November 3, 2010 at 3:26 pm
"The Democrats want to drive us off the cliff at 90 miles an hour; the Republicans want to drive us off the cliff at 50 miles per hour."
This is exactly right and it hits the nail on the head better than any other statement I've ever heard.
This sums up my sentiments perfectly. I've said for a while that we are on the inevitable path to collapse, as inevitably happens with every democracy. It will happen regardless, but will simply take a bit longer with Republicans than with Democrats. There are simply too many in the general population who vote in their own self-interest for any appreciable number of fully and truly principled candidates to ever be elected. Even with people who mostly vote Republican, the common sentiment by the public is one which expects the government to provide for us, solve our problems and make us happy. I even heard some of these expressions from last night by some who voted Republican and are opposed to the Democrats. Sentiments like these are the quintessential indication that we have crossed a point from which there is no turning back, and it only goes downhill from here. The government will only continue to grow and bribe the public with its own money (to include OTHER peoples' money) and more debt. And most people will always vote in a way which will only continue to foster this.
Believe what you will – no one in any other country or economy that ever collapsed ever believed it would happen to them, either. But I, for one, will not fall into that trap of ultimate naivety. It WILL happen to us just like everyone.
November 7, 2010 at 2:44 pm
Also, the GOP sweep didn't happen everywhere, nor did it necessarily have effects that will be permanent.
Case in point: in Illinois, where I live, the GOP did flip three (probably four, but ballot counting isn't over for that one) Congressional seats from blue to red, and also won Obama's old Senate seat (as noted in "Live Blogging The Apocalypse")

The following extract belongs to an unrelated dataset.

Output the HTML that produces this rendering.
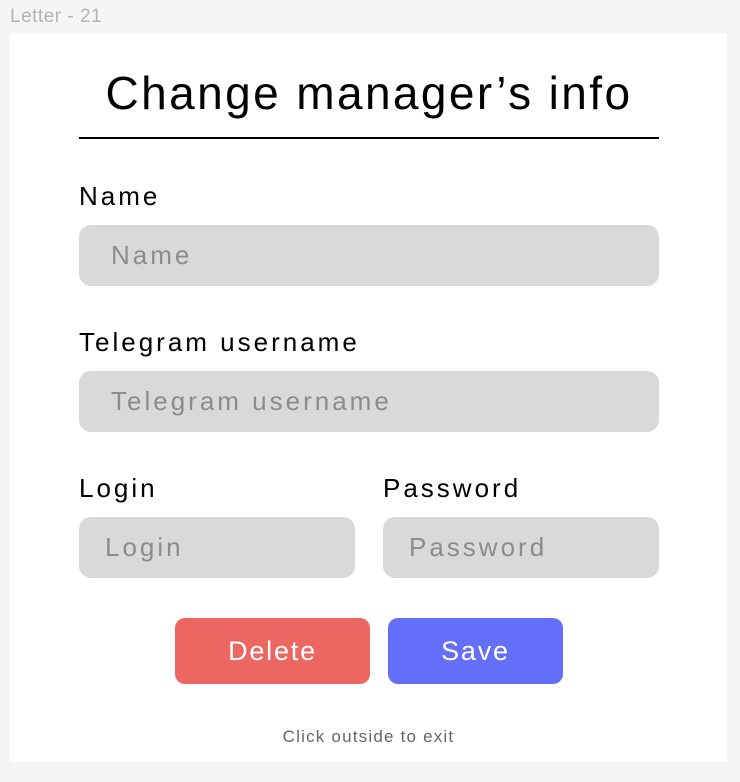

Unfortunately, Dems hung on to the governor's seat, and kept control of both legislative houses (although they did lose a few seats). That means that when redistricting is done next year, the Dems will be in total control of it and you can bet your gluteus maximus they will draw the maps as much to their advantage as possible. So the GOP will have an uphill battle KEEPING those Congressional seats.
On the national level, a lot changed in two years, didn't it? Which means a lot could change BACK in the next two years depending on events. It's way too early to write Obama's political obit; Truman, Reagan and Clinton all had disastrous mid-term elections in their first terms but they all survived to win re-election.
All that being said, while I know that Republicans/conservatives/pro-lifers get "unfair" treatment in the media, from the political establishment, etc. sometimes I get tired of all the whining I hear about it. Yes, the deck may be stacked against us, but, deal with it. If you have to try twice as hard as the "other side" to win, then just DO IT. Failure is not an option!